Today's young adults thrill to sexy vampires and shape changers, so this story might not interest them.  The Tale of Halcyon Crane is a good, old-fashioned ghost story with just the right combination of terror and practicality, enough to make it almost believable.  Webb unfolds her story with precise timing and just the right amount of suspense. The reader leaps to one conclusion, then to another, only to be lulled back to reality before being confronted again with the possibility that maybe they really are out there, watching and waiting.
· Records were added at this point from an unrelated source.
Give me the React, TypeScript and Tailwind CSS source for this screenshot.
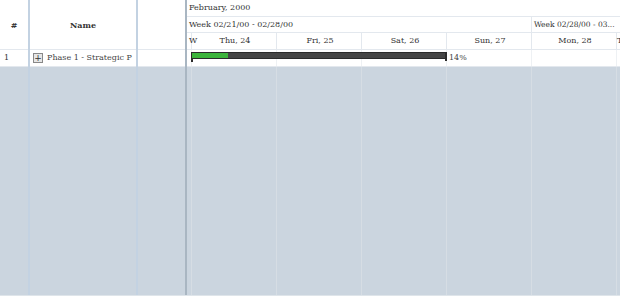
const font = "font-['DejaVu_Serif','Liberation_Serif',serif]";

const days = [
  { label: "W", width: "w-[5px]", align: "justify-start pl-[2px]" },
  { label: "Thu, 24", width: "w-[85px]", align: "justify-center pl-[2px]" },
  { label: "Fri, 25", width: "w-[85px]", align: "justify-center pl-[2px]" },
  { label: "Sat, 26", width: "w-[85px]", align: "justify-center pl-[2px]" },
  { label: "Sun, 27", width: "w-[85px]", align: "justify-center pl-[2px]" },
  { label: "Mon, 28", width: "w-[85px]", align: "justify-center pl-[2px]" },
  { label: "Tue, 29", width: "w-[85px]", align: "justify-start pl-0" },
];

function LeftGrid() {
  return (
    <div className="flex h-full w-[185px] shrink-0">
      <div className="flex w-[30px] shrink-0 flex-col border-r-2 border-[#c3d2e2]">
        <div className="flex h-[50px] items-center justify-center border-b border-[#e3e8ee] bg-white text-[8px] font-bold text-[#333]">
          #
        </div>
        <div className="flex h-[16px] items-center bg-white pl-[4px] text-[8px] text-[#333]">1</div>
        <div className="flex-1 border-t border-[#e3e8ee] bg-[#cbd5df]" />
      </div>
      <div className="flex w-[108px] shrink-0 flex-col border-r-2 border-[#c3d2e2]">
        <div className="flex h-[50px] items-center justify-center border-b border-[#e3e8ee] bg-white text-[8px] font-bold text-[#333]">
          Name
        </div>
        <div className="flex h-[16px] items-center gap-[4px] overflow-hidden whitespace-nowrap bg-white pl-[3px] text-[8px] text-[#444]">
          <span className="flex h-[10px] w-[10px] shrink-0 items-center justify-center border border-[#888] bg-[#e6e6e6] text-[9px] leading-none text-[#333]">
            +
          </span>
          Phase 1 - Strategic P
        </div>
        <div className="flex-1 border-t border-[#e3e8ee] bg-[#cbd5df]" />
      </div>
      <div className="flex flex-1 flex-col">
        <div className="h-[50px] border-b border-[#e3e8ee] bg-white" />
        <div className="h-[16px] bg-white" />
        <div className="flex-1 border-t border-[#e3e8ee] bg-[#cbd5df]" />
      </div>
    </div>
  );
}

function Timeline() {
  return (
    <div className="flex h-full min-w-0 flex-1 flex-col overflow-hidden">
      <div className="flex h-[17px] items-center border-b border-[#e3e8ee] bg-white pl-[2px] text-[8px] text-[#333]">
        February, 2000
      </div>
      <div className="flex h-[16px] border-b border-[#e3e8ee] bg-white text-[8px] text-[#333]">
        <div className="flex w-[345px] shrink-0 items-center border-r border-[#e3e8ee] pl-[2px]">
          Week 02/21/00 - 02/28/00
        </div>
        <div className="flex w-[86px] shrink-0 items-center whitespace-nowrap pl-[2px] text-[7.5px]">Week 02/28/00 - 03...</div>
      </div>
      <div className="flex h-[17px] border-b border-[#e3e8ee] bg-white text-[8px] text-[#333]">
        {days.map((d) => (
          <div
            key={d.label}
            className={`flex ${d.width} shrink-0 items-center ${d.align} overflow-visible whitespace-nowrap border-r border-[#e3e8ee]`}
          >
            {d.label}
          </div>
        ))}
      </div>
      <div className="relative flex h-[16px] bg-white">
        {days.map((d) => (
          <div key={d.label} className={`${d.width} shrink-0 border-r border-[#eef1f4]`} />
        ))}
        <div className="absolute left-[4px] top-[2px] flex h-[7px] w-[256px] border border-[#2b2b2b] bg-[#454545]">
          <div className="h-full w-[36px] bg-[#3cb43c]" />
        </div>
        <div className="absolute left-[4px] top-[8px] h-[4px] w-[2px] bg-[#2b2b2b]" />
        <div className="absolute left-[258px] top-[2px] h-[9px] w-[2px] bg-[#2b2b2b]" />
        <div className="absolute left-[262px] top-0 flex h-full items-center text-[8px] text-[#444]">14%</div>
      </div>
      <div className="flex flex-1 border-t border-[#e3e8ee] bg-[#cbd5df]">
        {days.map((d) => (
          <div key={d.label} className={`${d.width} shrink-0 border-r border-[#d6dde4]`} />
        ))}
      </div>
    </div>
  );
}

export default function App() {
  return (
    <div className={`${font} h-[300px] w-[620px] bg-white`}>
      <div className="flex h-[296px] border-b border-[#dfe5ea]">
        <LeftGrid />
        <div className="w-[2px] shrink-0 bg-[#a9b6c2]" />
        <Timeline />
      </div>
    </div>
  );
}
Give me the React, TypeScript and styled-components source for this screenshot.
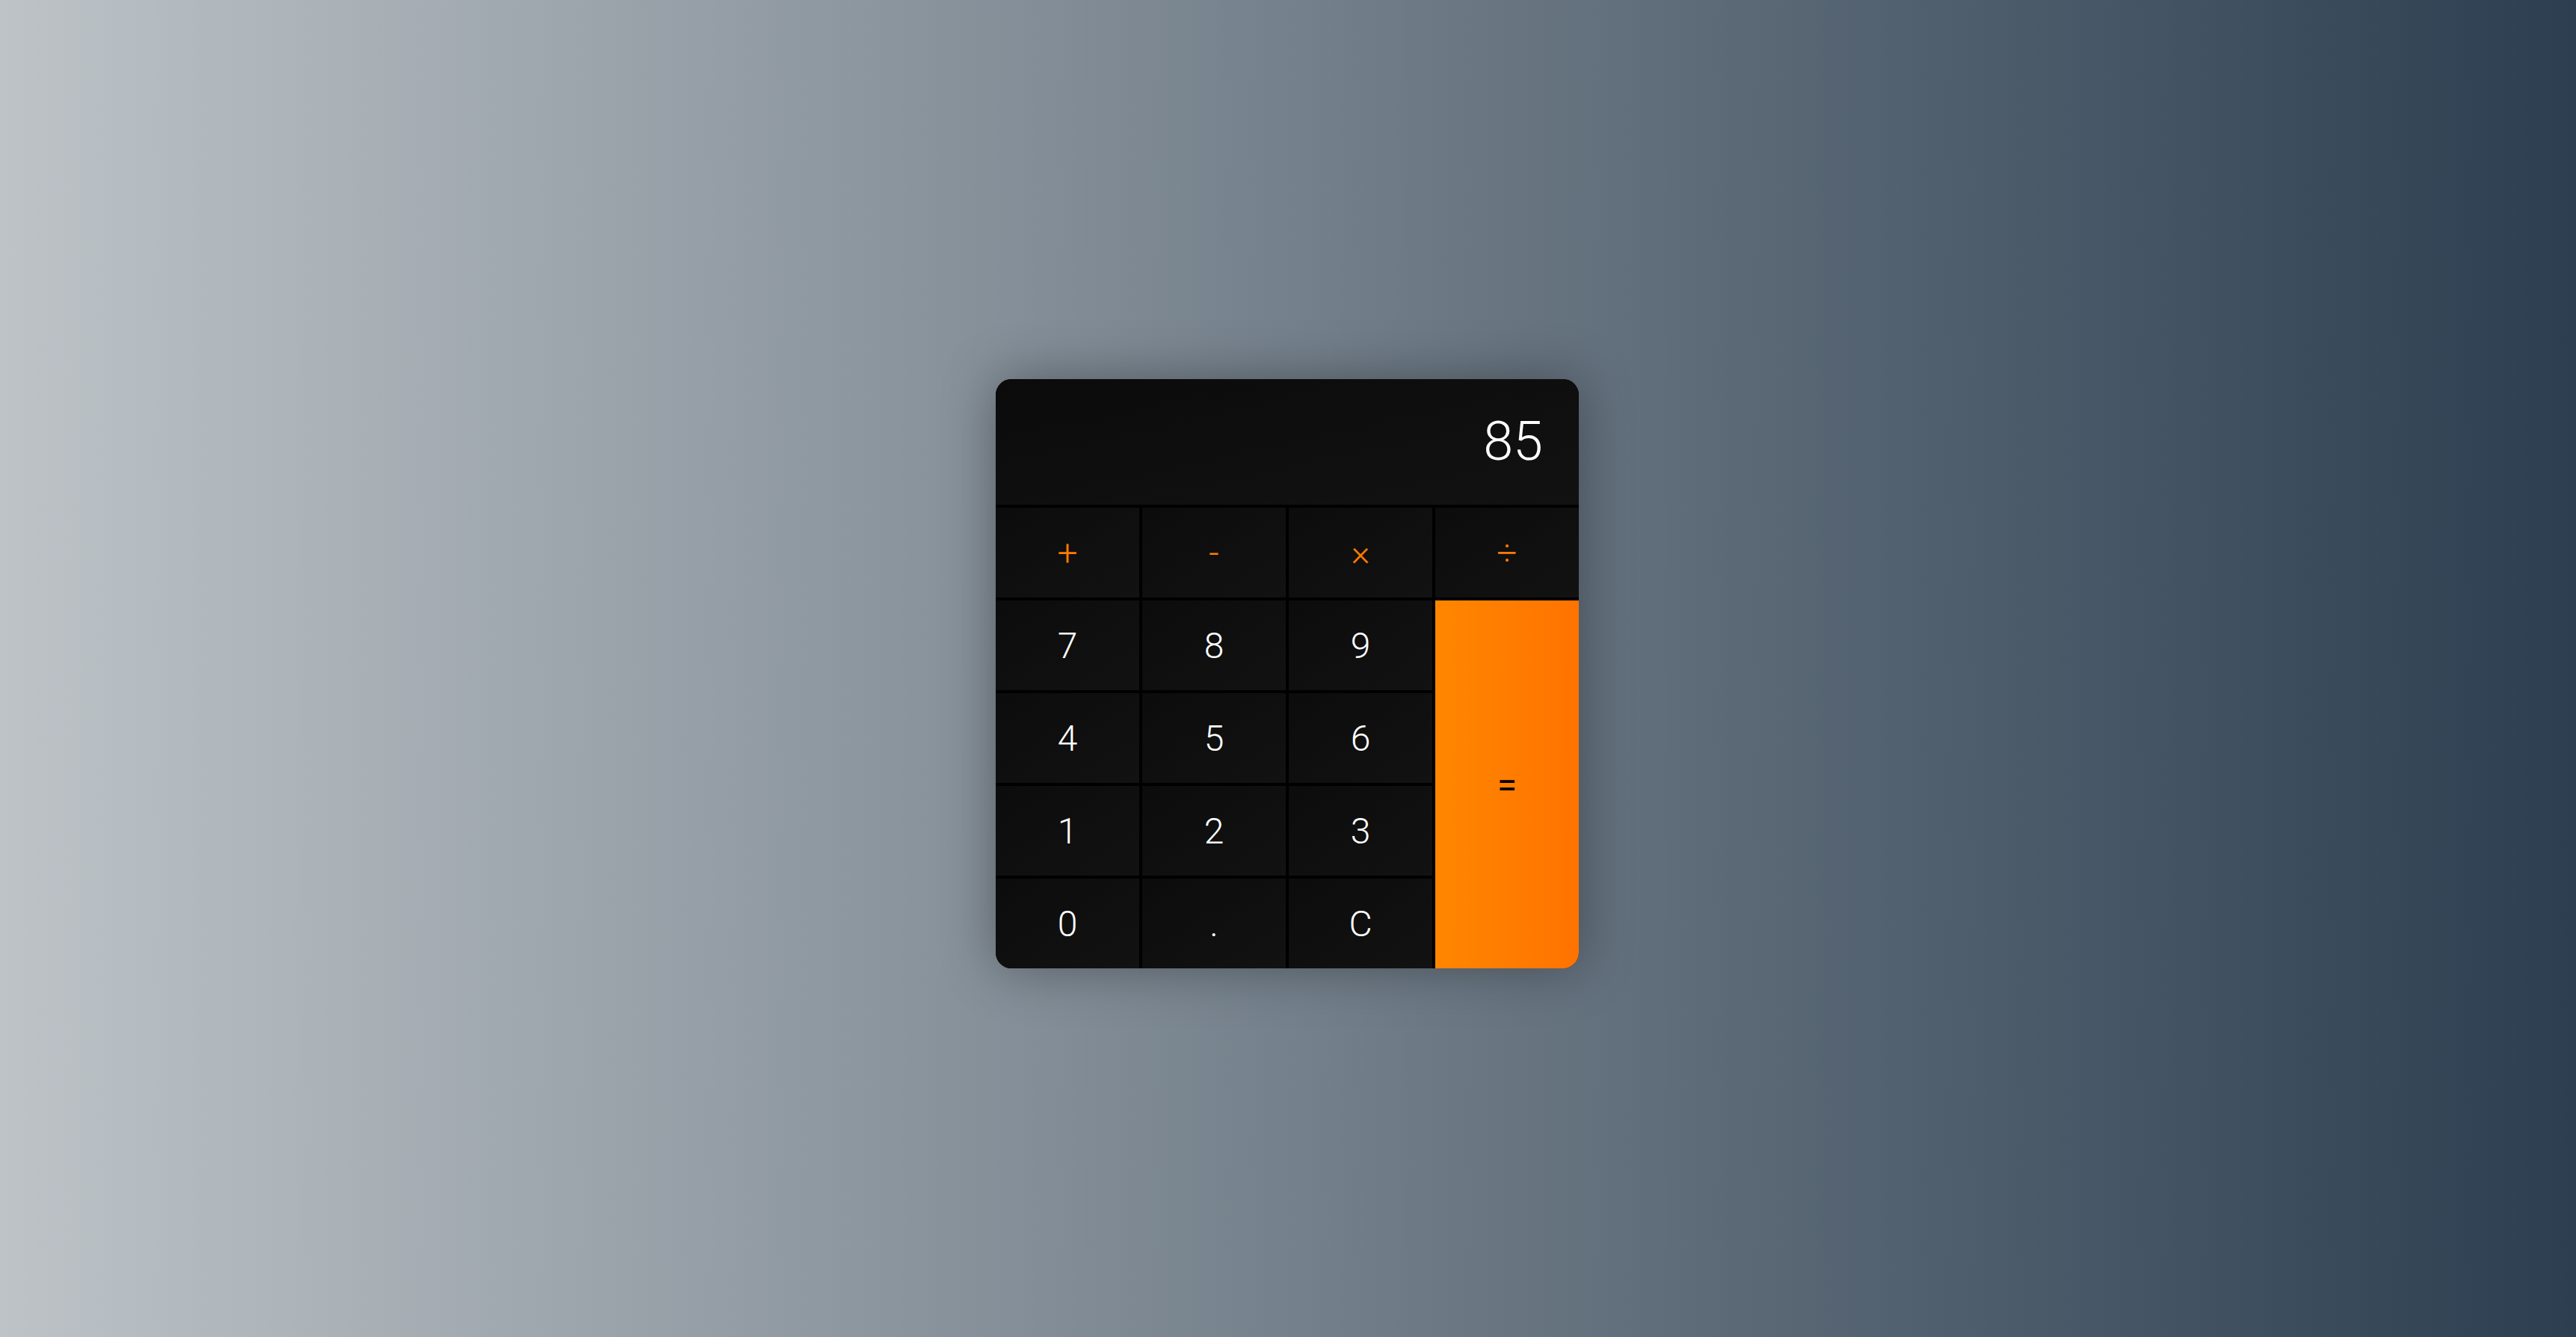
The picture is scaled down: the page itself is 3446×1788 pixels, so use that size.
import styled, { createGlobalStyle } from "styled-components";

const GlobalStyle = createGlobalStyle`
  html, body {
    margin: 0;
    padding: 0;
  }
  body {
    background: linear-gradient(to right, #bdc3c7, #2c3e50);
    font-family: Roboto, "Liberation Sans", sans-serif;
  }
`;

const Page = styled.div`
  box-sizing: border-box;
  height: 100vh;
  padding: 14px 2px 0 0;
  display: flex;
  align-items: center;
  justify-content: center;
`;

const Calculator = styled.div`
  width: 780px;
  display: grid;
  grid-template-columns: repeat(4, 1fr);
  grid-template-rows: 168px repeat(5, 120px);
  gap: 4px;
  background-color: #000;
  border-radius: 21px;
  overflow: hidden;
  box-shadow: 0 0 70px rgba(0, 0, 0, 0.35);
`;

const Display = styled.div`
  grid-column: 1 / -1;
  display: flex;
  align-items: center;
  justify-content: flex-end;
  padding: 0 48px 2px 0;
  background: linear-gradient(to bottom right, #0b0b0b, #121212);
  color: #fff;
  font-size: 72px;
  font-weight: 300;
`;

const Key = styled.button<{ $kind?: "digit" | "op" | "equals" }>`
  border: none;
  margin: 0;
  padding: 0;
  display: flex;
  align-items: center;
  justify-content: center;
  font-family: Roboto, "Liberation Sans", sans-serif;
  font-size: 48px;
  font-weight: 300;
  cursor: pointer;
  color: ${(p) => (p.$kind === "op" ? "#ff7b00" : p.$kind === "equals" ? "#000" : "#fff")};
  background: ${(p) =>
    p.$kind === "equals"
      ? "linear-gradient(to right, #ff8600, #ff7300)"
      : "linear-gradient(to bottom right, #0c0c0c, #121212)"};
  ${(p) => (p.$kind === "equals" ? "grid-column: 4; grid-row: 3 / span 4; font-weight: 400;" : "")}
`;

const ops = ["+", "-", "×", "÷"];
const digits = ["7", "8", "9", "4", "5", "6", "1", "2", "3", "0", ".", "C"];

export default function App() {
  return (
    <>
      <GlobalStyle />
      <Page>
        <Calculator>
          <Display>85</Display>
          {ops.map((o) => (
            <Key key={o} $kind="op">
              {o}
            </Key>
          ))}
          {digits.map((d) => (
            <Key key={d} $kind="digit">
              {d}
            </Key>
          ))}
          <Key $kind="equals">=</Key>
        </Calculator>
      </Page>
    </>
  );
}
Thirty-something Hallie James was raised by her father Thomas in Bellingham, WA after the tragic death of her mother in a house fire 30 years before.  As her father is dying of Alzheimer's she receives an envelope in the mail from Will Archer, an attorney on Great Manitou Island, Minnesota.  Inside the envelope are a letter from Archer informing her of the death of Madlyn Crane along with a letter to Hallie from Madlyn Crane, written just before her recent sudden death from a heat attack.  In the letter Madlyn tells Hallie that she is her mother and that she has believed for 30 years that her daughter and husband died in a tragic boating accident.  A chance picture of Hallie and her father in a newspaper article led Madlyn back to her daughter.  When Hallie arrives on Great Manitou after the death of her father, she meets with suspicion and apparent dislike on the part of many of the island's inhabitants.  She soon discovers why: her father was the main suspect in the death of Hallie's childhood friend, Julie, disappearing along with Hallie before he could be arrested for the crime.  Hallie decides to stay on the island for a few days to live in the house she inherited from her mother, the house that she lived in as a child, but of which she has no memory.  She soon starts hearing voices and experiencing disappearing jewelry, touches from unknown hands, and TV and lights turned inexplicably on and off.  She also discovers that she has inherited a very old housekeeper, Iris, who smells vaguely of dirt and rose petals and claims to have know her family for almost 100 years!

I won't tell you any more about the plot, but suffice it to say, I couldn't put this book down until I finished it.  It's perfect reading for a rainy November day.  It might be even better during a blizzard.  If you are looking for gore and guts, skip it, but if you like a gripping psychological thriller complete with graveyards, mediums, and ghosts, try this one.